_DIRECTIONS FOR THIS TASK_
Exactly repeat the material, dropping every picture from the copy.

_DATA PROVIDED_
--------------------------------------------------

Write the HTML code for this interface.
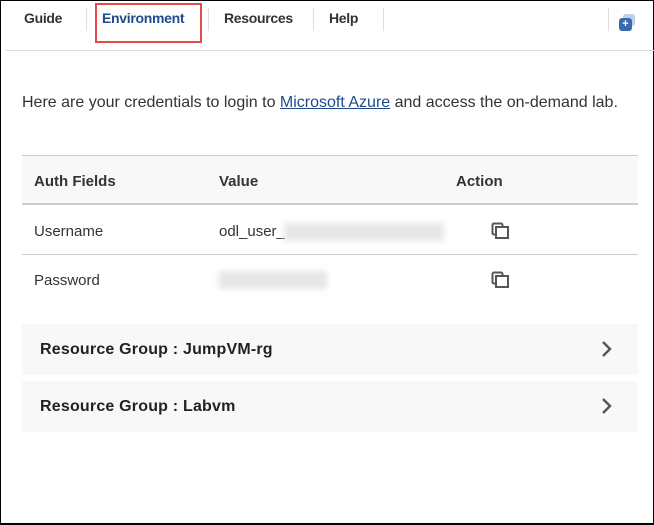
<html><head><style>
body{margin:0;width:654px;height:525px;position:relative;font-family:"Liberation Sans",sans-serif;background:#fff;overflow:hidden}
.b{position:absolute;left:0;top:0;width:652px;height:522px;border:1px solid #000;border-bottom-width:2px}
.a{position:absolute}
.tab{position:absolute;top:10px;font-size:14px;font-weight:bold;color:#333;letter-spacing:-0.3px}
.sep{position:absolute;top:8px;width:1px;height:23px;background:#ddd}
.t{font-size:15px;color:#333}
.h{font-size:15px;font-weight:bold;color:#333}
.blur{position:absolute;height:18px;background:#e6e6e6;filter:blur(3px)}
.rg{position:absolute;left:22px;width:616px;height:51px;background:#f8f8f8}
.rg span{position:absolute;left:18px;top:17px;font-size:16px;font-weight:bold;color:#222;letter-spacing:0.2px}
</style></head><body>
<div class="b"></div>
<div class="tab" style="left:24px">Guide</div>
<div class="sep" style="left:86px"></div>
<div class="tab" style="left:102px;color:#1f4b8c">Environment</div>
<div class="a" style="left:95px;top:3px;width:107px;height:40px;border:2px solid #e84a4a;box-sizing:border-box"></div>
<div class="sep" style="left:208px"></div>
<div class="tab" style="left:224px">Resources</div>
<div class="sep" style="left:313px"></div>
<div class="tab" style="left:329px">Help</div>
<div class="sep" style="left:383px"></div>
<div class="sep" style="left:608px"></div>
<div class="a" style="left:623px;top:14px;width:12px;height:12px;background:#bcd0e8;border-radius:3px"></div>
<div class="a" style="left:619px;top:18px;width:13px;height:13px;background:#3a6bb0;border-radius:3px;color:#fff;font-size:11px;line-height:13px;text-align:center;font-weight:bold">+</div>
<div class="a" style="left:6px;top:50px;width:648px;height:1px;background:#ddd"></div>
<div class="a t" style="left:22px;top:94px;font-size:16px">Here are your credentials to login to <span style="color:#1f4b8c;text-decoration:underline">Microsoft Azure</span> and access the on-demand lab.</div>
<div class="a" style="left:22px;top:155px;width:616px;height:50px;background:#f8f8f8;border-top:1px solid #ccc;border-bottom:2px solid #ccc;box-sizing:border-box"></div>
<div class="a h" style="left:34px;top:173px">Auth Fields</div>
<div class="a h" style="left:219px;top:173px">Value</div>
<div class="a h" style="left:456px;top:173px">Action</div>
<div class="a t" style="left:34px;top:223px">Username</div>
<div class="a t" style="left:219px;top:223px">odl_user_</div>
<div class="blur" style="left:284px;top:223px;width:160px"></div>
<div class="a" style="left:22px;top:254px;width:616px;height:1px;background:#ccc"></div>
<div class="a t" style="left:34px;top:272px">Password</div>
<div class="blur" style="left:219px;top:271px;width:108px"></div>
<svg class="a" style="left:491px;top:222px" width="20" height="18" viewBox="0 0 20 18"><rect x="1.5" y="1.5" width="10" height="11" rx="1.5" fill="none" stroke="#555" stroke-width="2"/><rect x="5" y="5" width="12" height="11" fill="#fff" stroke="#555" stroke-width="2"/></svg>
<svg class="a" style="left:491px;top:271px" width="20" height="18" viewBox="0 0 20 18"><rect x="1.5" y="1.5" width="10" height="11" rx="1.5" fill="none" stroke="#555" stroke-width="2"/><rect x="5" y="5" width="12" height="11" fill="#fff" stroke="#555" stroke-width="2"/></svg>
<div class="rg" style="top:324px"><span>Resource Group : JumpVM-rg</span><svg class="a" style="left:579px;top:16px" width="12" height="18"><path d="M2 2l7 7-7 7" fill="none" stroke="#555" stroke-width="2.4"/></svg></div>
<div class="rg" style="top:381px"><span>Resource Group : Labvm</span><svg class="a" style="left:579px;top:16px" width="12" height="18"><path d="M2 2l7 7-7 7" fill="none" stroke="#555" stroke-width="2.4"/></svg></div>
</body></html>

--------------------------------------------------

_EXERCISE RESULT_
Write the HTML code for this interface.
<html><head><style>
body{margin:0;width:654px;height:525px;position:relative;font-family:"Liberation Sans",sans-serif;background:#fff;overflow:hidden}
.b{position:absolute;left:0;top:0;width:652px;height:522px;border:1px solid #000;border-bottom-width:2px}
.a{position:absolute}
.tab{position:absolute;top:10px;font-size:14px;font-weight:bold;color:#333;letter-spacing:-0.3px}
.sep{position:absolute;top:8px;width:1px;height:23px;background:#ddd}
.t{font-size:15px;color:#333}
.h{font-size:15px;font-weight:bold;color:#333}
.blur{position:absolute;height:18px;background:#e6e6e6;filter:blur(3px)}
.rg{position:absolute;left:22px;width:616px;height:51px;background:#f8f8f8}
.rg span{position:absolute;left:18px;top:17px;font-size:16px;font-weight:bold;color:#222;letter-spacing:0.2px}
</style></head><body>
<div class="b"></div>
<div class="tab" style="left:24px">Guide</div>
<div class="sep" style="left:86px"></div>
<div class="tab" style="left:102px;color:#1f4b8c">Environment</div>
<div class="a" style="left:95px;top:3px;width:107px;height:40px;border:2px solid #e84a4a;box-sizing:border-box"></div>
<div class="sep" style="left:208px"></div>
<div class="tab" style="left:224px">Resources</div>
<div class="sep" style="left:313px"></div>
<div class="tab" style="left:329px">Help</div>
<div class="sep" style="left:383px"></div>
<div class="sep" style="left:608px"></div>
<div class="a" style="left:623px;top:14px;width:12px;height:12px;background:#bcd0e8;border-radius:3px"></div>
<div class="a" style="left:619px;top:18px;width:13px;height:13px;background:#3a6bb0;border-radius:3px;color:#fff;font-size:11px;line-height:13px;text-align:center;font-weight:bold">+</div>
<div class="a" style="left:6px;top:50px;width:648px;height:1px;background:#ddd"></div>
<div class="a t" style="left:22px;top:94px;font-size:16px">Here are your credentials to login to <span style="color:#1f4b8c;text-decoration:underline">Microsoft Azure</span> and access the on-demand lab.</div>
<div class="a" style="left:22px;top:155px;width:616px;height:50px;background:#f8f8f8;border-top:1px solid #ccc;border-bottom:2px solid #ccc;box-sizing:border-box"></div>
<div class="a h" style="left:34px;top:173px">Auth Fields</div>
<div class="a h" style="left:219px;top:173px">Value</div>
<div class="a h" style="left:456px;top:173px">Action</div>
<div class="a t" style="left:34px;top:223px">Username</div>
<div class="a t" style="left:219px;top:223px">odl_user_</div>
<div class="blur" style="left:284px;top:223px;width:160px"></div>
<div class="a" style="left:22px;top:254px;width:616px;height:1px;background:#ccc"></div>
<div class="a t" style="left:34px;top:272px">Password</div>
<div class="blur" style="left:219px;top:271px;width:108px"></div>
<svg class="a" style="left:491px;top:222px" width="20" height="18" viewBox="0 0 20 18"><rect x="1.5" y="1.5" width="10" height="11" rx="1.5" fill="none" stroke="#555" stroke-width="2"/><rect x="5" y="5" width="12" height="11" fill="#fff" stroke="#555" stroke-width="2"/></svg>
<svg class="a" style="left:491px;top:271px" width="20" height="18" viewBox="0 0 20 18"><rect x="1.5" y="1.5" width="10" height="11" rx="1.5" fill="none" stroke="#555" stroke-width="2"/><rect x="5" y="5" width="12" height="11" fill="#fff" stroke="#555" stroke-width="2"/></svg>
<div class="rg" style="top:324px"><span>Resource Group : JumpVM-rg</span><svg class="a" style="left:579px;top:16px" width="12" height="18"><path d="M2 2l7 7-7 7" fill="none" stroke="#555" stroke-width="2.4"/></svg></div>
<div class="rg" style="top:381px"><span>Resource Group : Labvm</span><svg class="a" style="left:579px;top:16px" width="12" height="18"><path d="M2 2l7 7-7 7" fill="none" stroke="#555" stroke-width="2.4"/></svg></div>
</body></html>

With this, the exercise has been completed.